Expressions API#
Expressions provide a way to specify column-based operations on datasets.
Use col() to reference columns and lit() to create literal values.
You can combine these with operators to create complex expressions for filtering,
transformations, and computations.
Public API#
References all input columns from the input. |
|
Reference an existing column by name. |
|
Create a literal expression from a constant value. |
|
Decorator to convert a UDF into an expression-compatible function. |
|
Decorator for PyArrow compute functions with automatic format conversion. |
|
Create a download expression that downloads content from URIs. |
|
Create an expression that generates monotonically increasing IDs. |
|
Create an expression that generates random numbers. |
|
Create a UUID expression that generates unique identifiers. |
Expression Classes#
These classes represent the structure of expressions. You typically don’t need to instantiate them directly, but you may encounter them when working with expressions.

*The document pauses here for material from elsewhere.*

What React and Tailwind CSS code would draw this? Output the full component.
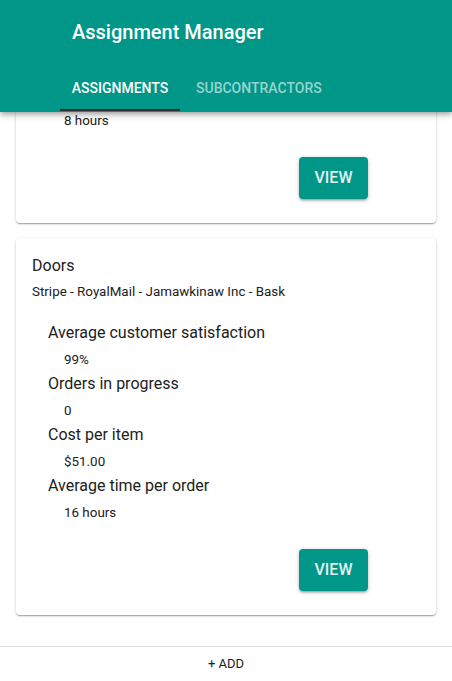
import React from "react";

const cards = [
  {
    title: "Windows",
    sub: "Stripe - RoyalMail - Jamawkinaw Inc",
    stats: [
      ["Average customer satisfaction", "95%"],
      ["Orders in progress", "2"],
      ["Cost per item", "$120.00"],
      ["Average time per order", "8 hours"],
    ],
  },
  {
    title: "Doors",
    sub: "Stripe - RoyalMail - Jamawkinaw Inc - Bask",
    stats: [
      ["Average customer satisfaction", "99%"],
      ["Orders in progress", "0"],
      ["Cost per item", "$51.00"],
      ["Average time per order", "16 hours"],
    ],
  },
];

function Card({ c, first }) {
  return (
    <div
      className={
        "bg-white rounded-[4px] shadow-[0_1px_3px_rgba(0,0,0,0.2),0_1px_1px_rgba(0,0,0,0.14),0_2px_1px_-1px_rgba(0,0,0,0.12)] px-4 pt-4 pb-6 " +
        (first ? "-mt-[266px]" : "")
      }
    >
      <div className="text-[16px] leading-[24px] text-[#212121]">{c.title}</div>
      <div className="mt-[4px] text-[13.4px] leading-[20px] text-[#212121]">{c.sub}</div>
      <div className="mt-[19px] pl-4">
        {c.stats.map(([l, v], i) => (
          <div key={i} className={i > 0 ? "mt-[2px]" : ""}>
            <div className="text-[16px] leading-[24px] text-[#212121]">{l}</div>
            <div className="mt-[5px] pl-4 text-[13.4px] leading-[20px] text-[#212121]">{v}</div>
          </div>
        ))}
      </div>
      <div className="mt-[26px] flex justify-end pr-[52px]">
        <button className="h-[42px] w-[69px] rounded-[4px] bg-[#009688] text-[#e0f2f1] text-[16px] font-medium uppercase shadow-[0_1px_5px_rgba(0,0,0,0.2),0_2px_2px_rgba(0,0,0,0.14),0_3px_1px_-2px_rgba(0,0,0,0.12)]">
          View
        </button>
      </div>
    </div>
  );
}

export default function App() {
  return (
    <div
      className="h-[681px] w-[452px] flex flex-col bg-white overflow-hidden"
      style={{ fontFamily: "Roboto, 'Liberation Sans', sans-serif" }}
    >
      <header className="relative z-10 h-[112px] shrink-0 bg-[#009688] text-white shadow-[0_2px_4px_-1px_rgba(0,0,0,0.2),0_4px_5px_0_rgba(0,0,0,0.14),0_1px_10px_0_rgba(0,0,0,0.12)]">
        <div className="h-16 flex items-center pl-[72px] text-[20px] font-medium">Assignment Manager</div>
        <div className="h-12 flex pl-[60px]">
          <div className="relative w-[120px] flex items-center justify-center text-[14px] font-medium uppercase text-white">
            Assignments
            <div className="absolute left-0 right-0 bottom-[1px] h-[2px] bg-[#2e2e2e]" />
          </div>
          <div className="flex items-center pl-4 text-[14px] font-medium uppercase text-white/60">Subcontractors</div>
        </div>
      </header>
      <main className="flex-1 overflow-hidden flex flex-col gap-[15px] px-4">
        {cards.map((c, i) => (
          <Card key={i} c={c} first={i === 0} />
        ))}
      </main>
      <footer className="h-[35px] shrink-0 border-t border-[#e0e0e0] flex items-center justify-center text-[13px] text-[#212121] uppercase">
        + Add
      </footer>
    </div>
  );
}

Base class for all expression nodes. |
|
Expression that references a column by name. |
|
Expression that represents a constant scalar value. |
|
Expression that represents a binary operation between two expressions. |
|
Expression that represents a unary operation on a single expression. |
|
Expression that represents a user-defined function call. |
|
Expression that represents all columns from the input. |
|
Expression that represents a download operation. |
|
Expression that represents a monotonically increasing ID column. |
|
Expression that represents a random number generation operation. |
|
Expression that represents a UUID generation operation. |
Expression namespaces#
These namespace classes provide specialized operations for list, string, struct, array, and
datetime columns. You access them through properties on expressions: .list, .str,
.struct, .arr, and .dt.
The following example shows how to use the string namespace to transform text columns:
import ray
from ray.data.expressions import col
# Create a dataset with a text column
ds = ray.data.from_items([
{"name": "alice"},
{"name": "bob"},
{"name": "charlie"}
])
# Use the string namespace to uppercase the names
ds = ds.with_column("upper_name", col("name").str.upper())
ds.show()
{'name': 'alice', 'upper_name': 'ALICE'}
{'name': 'bob', 'upper_name': 'BOB'}
{'name': 'charlie', 'upper_name': 'CHARLIE'}
The following example demonstrates using the list namespace to work with array columns:
import ray
from ray.data.expressions import col
# Create a dataset with list columns
ds = ray.data.from_items([
{"scores": [85, 90, 78]},
{"scores": [92, 88]},
{"scores": [76, 82, 88, 91]}
])
# Use the list namespace to get the length of each list
ds = ds.with_column("num_scores", col("scores").list.len())
ds.show()
{'scores': [85, 90, 78], 'num_scores': 3}
{'scores': [92, 88], 'num_scores': 2}
{'scores': [76, 82, 88, 91], 'num_scores': 4}
You can also perform list-specific transformations like sorting and flattening:
import ray
from ray.data.expressions import col
ds = ray.data.from_items([
{"values": [3, 1, 2], "nested": [[1, 2], [3]]},
{"values": [2, None, 5], "nested": [[4], []]}
])
ds = ds.with_column(
"sorted_values", col("values").list.sort(order="descending")
)
ds = ds.with_column(
"flattened_nested", col("nested").list.flatten()
)
ds.show()
{'values': [3, 1, 2], 'nested': [[1, 2], [3]], 'sorted_values': [3, 2, 1], 'flattened_nested': [1, 2, 3]}
{'values': [2, None, 5], 'nested': [[4], []], 'sorted_values': [5, 2, None], 'flattened_nested': [4]}
The following example shows how to use the struct namespace to access nested fields:
import ray
from ray.data.expressions import col
# Create a dataset with struct columns
ds = ray.data.from_items([
{"user": {"name": "alice", "age": 25}},
{"user": {"name": "bob", "age": 30}},
{"user": {"name": "charlie", "age": 35}}
])
# Use the struct namespace to extract a specific field
ds = ds.with_column("user_name", col("user").struct.field("name"))
ds.show()
{'user': {'name': 'alice', 'age': 25}, 'user_name': 'alice'}
{'user': {'name': 'bob', 'age': 30}, 'user_name': 'bob'}
{'user': {'name': 'charlie', 'age': 35}, 'user_name': 'charlie'}
The following example shows how to use the array namespace to convert fixed-size list columns to variable-length lists:
import pyarrow as pa
import ray
from ray.data.expressions import col
values = pa.array([1, 2, 3, 4])
fixed = pa.FixedSizeListArray.from_arrays(values, 2)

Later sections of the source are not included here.